## [INSTRUCTIONS FOR THE TASK]
Repeat every line exactly, keeping the pictures out of the copy.

## [DATASET EXTRACT]
★ ★ ★ ★

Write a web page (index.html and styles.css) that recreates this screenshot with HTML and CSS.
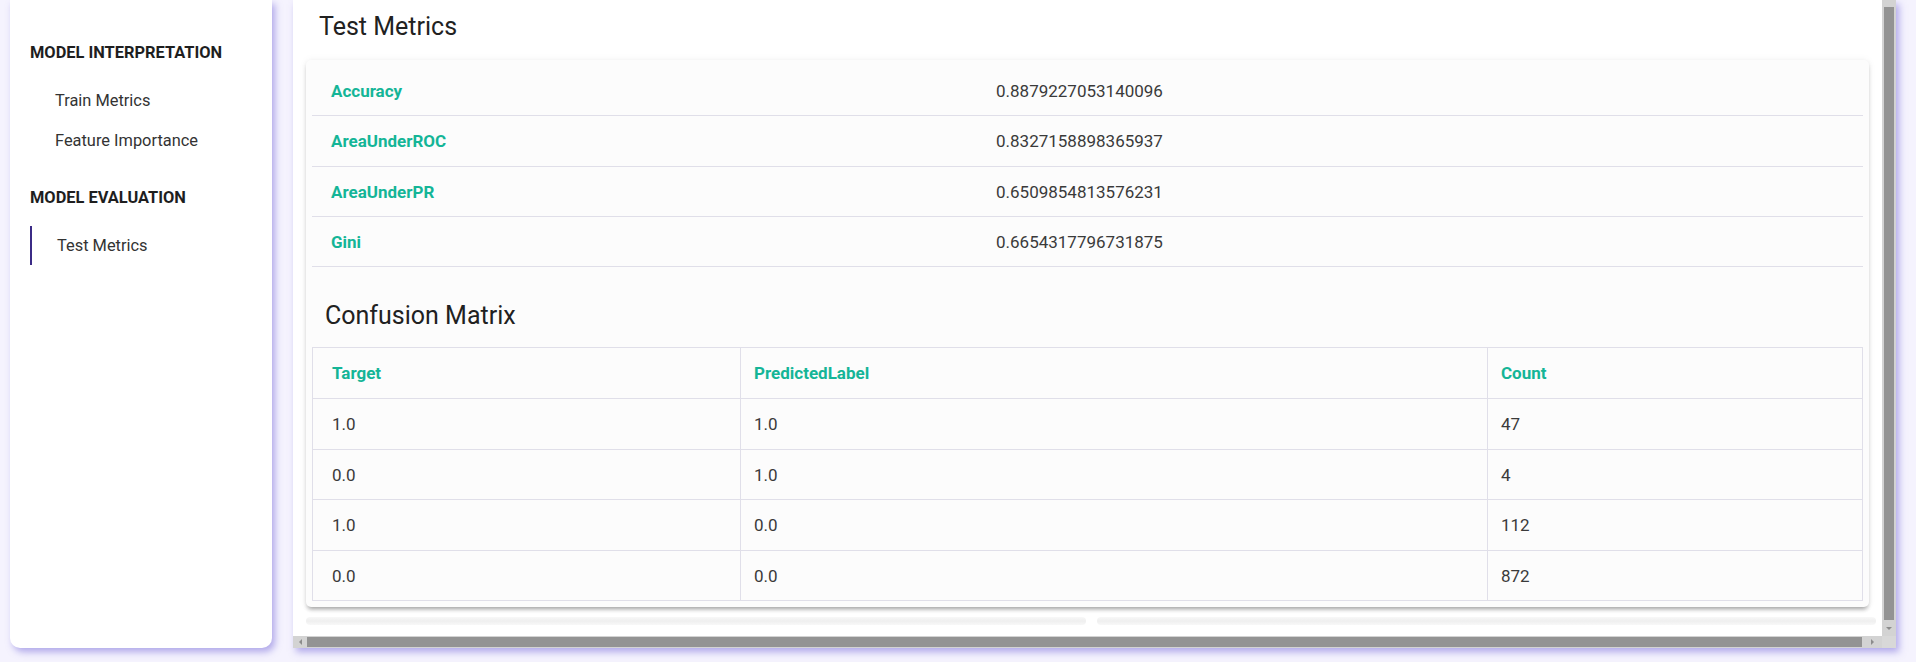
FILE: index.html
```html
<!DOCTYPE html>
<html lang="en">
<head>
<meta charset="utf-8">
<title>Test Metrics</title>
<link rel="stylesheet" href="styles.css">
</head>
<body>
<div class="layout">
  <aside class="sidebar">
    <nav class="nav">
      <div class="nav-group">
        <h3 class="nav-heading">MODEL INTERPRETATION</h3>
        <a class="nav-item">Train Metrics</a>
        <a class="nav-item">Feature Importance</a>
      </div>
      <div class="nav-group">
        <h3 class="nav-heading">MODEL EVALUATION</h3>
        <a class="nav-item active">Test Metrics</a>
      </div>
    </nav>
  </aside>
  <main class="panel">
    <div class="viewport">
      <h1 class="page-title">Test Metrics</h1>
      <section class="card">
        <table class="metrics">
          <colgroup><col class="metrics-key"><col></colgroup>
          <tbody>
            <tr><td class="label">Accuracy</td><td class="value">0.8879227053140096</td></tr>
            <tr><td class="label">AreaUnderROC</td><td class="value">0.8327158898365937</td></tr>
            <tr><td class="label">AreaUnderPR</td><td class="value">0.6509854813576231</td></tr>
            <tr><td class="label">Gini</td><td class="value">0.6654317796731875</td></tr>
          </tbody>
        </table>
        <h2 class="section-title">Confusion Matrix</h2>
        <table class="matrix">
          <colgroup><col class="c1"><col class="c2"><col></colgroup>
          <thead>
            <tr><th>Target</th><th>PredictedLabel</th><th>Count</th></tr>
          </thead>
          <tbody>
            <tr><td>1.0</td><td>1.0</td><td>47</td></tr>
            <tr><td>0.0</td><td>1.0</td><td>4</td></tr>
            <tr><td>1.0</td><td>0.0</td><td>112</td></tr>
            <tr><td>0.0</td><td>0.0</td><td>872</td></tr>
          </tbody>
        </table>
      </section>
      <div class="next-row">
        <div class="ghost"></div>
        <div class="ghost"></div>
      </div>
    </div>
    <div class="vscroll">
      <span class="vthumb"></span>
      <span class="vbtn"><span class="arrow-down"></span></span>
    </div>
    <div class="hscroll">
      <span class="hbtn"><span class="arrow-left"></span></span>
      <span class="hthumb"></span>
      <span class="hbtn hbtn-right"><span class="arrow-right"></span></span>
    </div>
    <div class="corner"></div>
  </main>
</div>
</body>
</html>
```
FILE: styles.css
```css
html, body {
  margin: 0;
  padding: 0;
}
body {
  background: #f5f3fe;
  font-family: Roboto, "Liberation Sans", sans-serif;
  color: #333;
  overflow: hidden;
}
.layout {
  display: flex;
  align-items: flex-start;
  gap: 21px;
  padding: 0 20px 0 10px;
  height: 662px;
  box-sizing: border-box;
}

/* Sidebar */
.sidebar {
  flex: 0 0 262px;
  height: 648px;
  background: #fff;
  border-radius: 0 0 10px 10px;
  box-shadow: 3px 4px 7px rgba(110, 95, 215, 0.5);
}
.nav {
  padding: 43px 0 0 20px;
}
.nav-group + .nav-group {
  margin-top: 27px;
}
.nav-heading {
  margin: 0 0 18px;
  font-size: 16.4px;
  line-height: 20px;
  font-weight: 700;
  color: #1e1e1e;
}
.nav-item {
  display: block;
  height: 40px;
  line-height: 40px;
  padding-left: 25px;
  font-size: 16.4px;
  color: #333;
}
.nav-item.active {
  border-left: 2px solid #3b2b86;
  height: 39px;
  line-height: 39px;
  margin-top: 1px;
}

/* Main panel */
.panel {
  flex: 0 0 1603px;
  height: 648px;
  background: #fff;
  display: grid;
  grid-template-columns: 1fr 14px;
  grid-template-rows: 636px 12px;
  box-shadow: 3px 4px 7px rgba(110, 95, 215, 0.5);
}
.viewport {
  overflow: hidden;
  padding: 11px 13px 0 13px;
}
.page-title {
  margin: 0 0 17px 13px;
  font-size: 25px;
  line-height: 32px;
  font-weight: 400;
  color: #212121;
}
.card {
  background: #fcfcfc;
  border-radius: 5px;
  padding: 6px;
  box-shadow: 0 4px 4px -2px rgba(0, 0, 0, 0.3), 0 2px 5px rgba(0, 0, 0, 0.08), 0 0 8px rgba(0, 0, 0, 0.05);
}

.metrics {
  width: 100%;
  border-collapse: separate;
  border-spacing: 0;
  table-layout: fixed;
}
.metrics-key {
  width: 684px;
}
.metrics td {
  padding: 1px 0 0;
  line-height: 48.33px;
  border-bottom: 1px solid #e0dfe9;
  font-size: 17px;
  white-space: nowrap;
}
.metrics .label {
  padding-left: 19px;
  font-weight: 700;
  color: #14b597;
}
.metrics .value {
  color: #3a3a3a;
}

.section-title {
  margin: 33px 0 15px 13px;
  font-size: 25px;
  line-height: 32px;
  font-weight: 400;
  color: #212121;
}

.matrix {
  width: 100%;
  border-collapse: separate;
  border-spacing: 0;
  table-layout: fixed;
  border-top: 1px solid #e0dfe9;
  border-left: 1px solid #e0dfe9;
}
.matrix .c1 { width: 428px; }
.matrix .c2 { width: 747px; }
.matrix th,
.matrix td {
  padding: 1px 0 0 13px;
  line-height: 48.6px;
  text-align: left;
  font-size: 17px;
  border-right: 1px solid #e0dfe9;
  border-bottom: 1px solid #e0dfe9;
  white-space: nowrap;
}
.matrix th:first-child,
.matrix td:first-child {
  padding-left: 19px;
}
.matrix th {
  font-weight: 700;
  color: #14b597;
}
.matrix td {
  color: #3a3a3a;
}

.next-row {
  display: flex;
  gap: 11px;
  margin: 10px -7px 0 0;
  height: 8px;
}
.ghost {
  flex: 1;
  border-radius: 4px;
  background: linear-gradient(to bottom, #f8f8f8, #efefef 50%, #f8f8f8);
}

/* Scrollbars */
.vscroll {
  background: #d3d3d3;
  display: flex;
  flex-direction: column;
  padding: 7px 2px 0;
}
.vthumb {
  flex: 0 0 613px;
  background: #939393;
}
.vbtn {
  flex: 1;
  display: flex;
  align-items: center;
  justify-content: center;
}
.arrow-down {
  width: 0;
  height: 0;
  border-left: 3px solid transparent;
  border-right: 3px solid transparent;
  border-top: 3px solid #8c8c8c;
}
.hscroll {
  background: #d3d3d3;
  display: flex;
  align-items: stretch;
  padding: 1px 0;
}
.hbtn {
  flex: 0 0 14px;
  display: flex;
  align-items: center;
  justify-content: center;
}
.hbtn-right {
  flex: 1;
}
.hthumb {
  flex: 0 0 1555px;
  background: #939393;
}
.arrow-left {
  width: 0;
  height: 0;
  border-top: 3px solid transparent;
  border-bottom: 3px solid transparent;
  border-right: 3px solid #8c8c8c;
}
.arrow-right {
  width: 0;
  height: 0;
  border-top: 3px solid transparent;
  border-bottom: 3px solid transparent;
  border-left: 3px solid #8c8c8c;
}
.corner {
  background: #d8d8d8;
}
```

★ ★ ★ ★

## [THE ANSWER]
Write a web page (index.html and styles.css) that recreates this screenshot with HTML and CSS.
FILE: index.html
```html
<!DOCTYPE html>
<html lang="en">
<head>
<meta charset="utf-8">
<title>Test Metrics</title>
<link rel="stylesheet" href="styles.css">
</head>
<body>
<div class="layout">
  <aside class="sidebar">
    <nav class="nav">
      <div class="nav-group">
        <h3 class="nav-heading">MODEL INTERPRETATION</h3>
        <a class="nav-item">Train Metrics</a>
        <a class="nav-item">Feature Importance</a>
      </div>
      <div class="nav-group">
        <h3 class="nav-heading">MODEL EVALUATION</h3>
        <a class="nav-item active">Test Metrics</a>
      </div>
    </nav>
  </aside>
  <main class="panel">
    <div class="viewport">
      <h1 class="page-title">Test Metrics</h1>
      <section class="card">
        <table class="metrics">
          <colgroup><col class="metrics-key"><col></colgroup>
          <tbody>
            <tr><td class="label">Accuracy</td><td class="value">0.8879227053140096</td></tr>
            <tr><td class="label">AreaUnderROC</td><td class="value">0.8327158898365937</td></tr>
            <tr><td class="label">AreaUnderPR</td><td class="value">0.6509854813576231</td></tr>
            <tr><td class="label">Gini</td><td class="value">0.6654317796731875</td></tr>
          </tbody>
        </table>
        <h2 class="section-title">Confusion Matrix</h2>
        <table class="matrix">
          <colgroup><col class="c1"><col class="c2"><col></colgroup>
          <thead>
            <tr><th>Target</th><th>PredictedLabel</th><th>Count</th></tr>
          </thead>
          <tbody>
            <tr><td>1.0</td><td>1.0</td><td>47</td></tr>
            <tr><td>0.0</td><td>1.0</td><td>4</td></tr>
            <tr><td>1.0</td><td>0.0</td><td>112</td></tr>
            <tr><td>0.0</td><td>0.0</td><td>872</td></tr>
          </tbody>
        </table>
      </section>
      <div class="next-row">
        <div class="ghost"></div>
        <div class="ghost"></div>
      </div>
    </div>
    <div class="vscroll">
      <span class="vthumb"></span>
      <span class="vbtn"><span class="arrow-down"></span></span>
    </div>
    <div class="hscroll">
      <span class="hbtn"><span class="arrow-left"></span></span>
      <span class="hthumb"></span>
      <span class="hbtn hbtn-right"><span class="arrow-right"></span></span>
    </div>
    <div class="corner"></div>
  </main>
</div>
</body>
</html>
```
FILE: styles.css
```css
html, body {
  margin: 0;
  padding: 0;
}
body {
  background: #f5f3fe;
  font-family: Roboto, "Liberation Sans", sans-serif;
  color: #333;
  overflow: hidden;
}
.layout {
  display: flex;
  align-items: flex-start;
  gap: 21px;
  padding: 0 20px 0 10px;
  height: 662px;
  box-sizing: border-box;
}

/* Sidebar */
.sidebar {
  flex: 0 0 262px;
  height: 648px;
  background: #fff;
  border-radius: 0 0 10px 10px;
  box-shadow: 3px 4px 7px rgba(110, 95, 215, 0.5);
}
.nav {
  padding: 43px 0 0 20px;
}
.nav-group + .nav-group {
  margin-top: 27px;
}
.nav-heading {
  margin: 0 0 18px;
  font-size: 16.4px;
  line-height: 20px;
  font-weight: 700;
  color: #1e1e1e;
}
.nav-item {
  display: block;
  height: 40px;
  line-height: 40px;
  padding-left: 25px;
  font-size: 16.4px;
  color: #333;
}
.nav-item.active {
  border-left: 2px solid #3b2b86;
  height: 39px;
  line-height: 39px;
  margin-top: 1px;
}

/* Main panel */
.panel {
  flex: 0 0 1603px;
  height: 648px;
  background: #fff;
  display: grid;
  grid-template-columns: 1fr 14px;
  grid-template-rows: 636px 12px;
  box-shadow: 3px 4px 7px rgba(110, 95, 215, 0.5);
}
.viewport {
  overflow: hidden;
  padding: 11px 13px 0 13px;
}
.page-title {
  margin: 0 0 17px 13px;
  font-size: 25px;
  line-height: 32px;
  font-weight: 400;
  color: #212121;
}
.card {
  background: #fcfcfc;
  border-radius: 5px;
  padding: 6px;
  box-shadow: 0 4px 4px -2px rgba(0, 0, 0, 0.3), 0 2px 5px rgba(0, 0, 0, 0.08), 0 0 8px rgba(0, 0, 0, 0.05);
}

.metrics {
  width: 100%;
  border-collapse: separate;
  border-spacing: 0;
  table-layout: fixed;
}
.metrics-key {
  width: 684px;
}
.metrics td {
  padding: 1px 0 0;
  line-height: 48.33px;
  border-bottom: 1px solid #e0dfe9;
  font-size: 17px;
  white-space: nowrap;
}
.metrics .label {
  padding-left: 19px;
  font-weight: 700;
  color: #14b597;
}
.metrics .value {
  color: #3a3a3a;
}

.section-title {
  margin: 33px 0 15px 13px;
  font-size: 25px;
  line-height: 32px;
  font-weight: 400;
  color: #212121;
}

.matrix {
  width: 100%;
  border-collapse: separate;
  border-spacing: 0;
  table-layout: fixed;
  border-top: 1px solid #e0dfe9;
  border-left: 1px solid #e0dfe9;
}
.matrix .c1 { width: 428px; }
.matrix .c2 { width: 747px; }
.matrix th,
.matrix td {
  padding: 1px 0 0 13px;
  line-height: 48.6px;
  text-align: left;
  font-size: 17px;
  border-right: 1px solid #e0dfe9;
  border-bottom: 1px solid #e0dfe9;
  white-space: nowrap;
}
.matrix th:first-child,
.matrix td:first-child {
  padding-left: 19px;
}
.matrix th {
  font-weight: 700;
  color: #14b597;
}
.matrix td {
  color: #3a3a3a;
}

.next-row {
  display: flex;
  gap: 11px;
  margin: 10px -7px 0 0;
  height: 8px;
}
.ghost {
  flex: 1;
  border-radius: 4px;
  background: linear-gradient(to bottom, #f8f8f8, #efefef 50%, #f8f8f8);
}

/* Scrollbars */
.vscroll {
  background: #d3d3d3;
  display: flex;
  flex-direction: column;
  padding: 7px 2px 0;
}
.vthumb {
  flex: 0 0 613px;
  background: #939393;
}
.vbtn {
  flex: 1;
  display: flex;
  align-items: center;
  justify-content: center;
}
.arrow-down {
  width: 0;
  height: 0;
  border-left: 3px solid transparent;
  border-right: 3px solid transparent;
  border-top: 3px solid #8c8c8c;
}
.hscroll {
  background: #d3d3d3;
  display: flex;
  align-items: stretch;
  padding: 1px 0;
}
.hbtn {
  flex: 0 0 14px;
  display: flex;
  align-items: center;
  justify-content: center;
}
.hbtn-right {
  flex: 1;
}
.hthumb {
  flex: 0 0 1555px;
  background: #939393;
}
.arrow-left {
  width: 0;
  height: 0;
  border-top: 3px solid transparent;
  border-bottom: 3px solid transparent;
  border-right: 3px solid #8c8c8c;
}
.arrow-right {
  width: 0;
  height: 0;
  border-top: 3px solid transparent;
  border-bottom: 3px solid transparent;
  border-left: 3px solid #8c8c8c;
}
.corner {
  background: #d8d8d8;
}
```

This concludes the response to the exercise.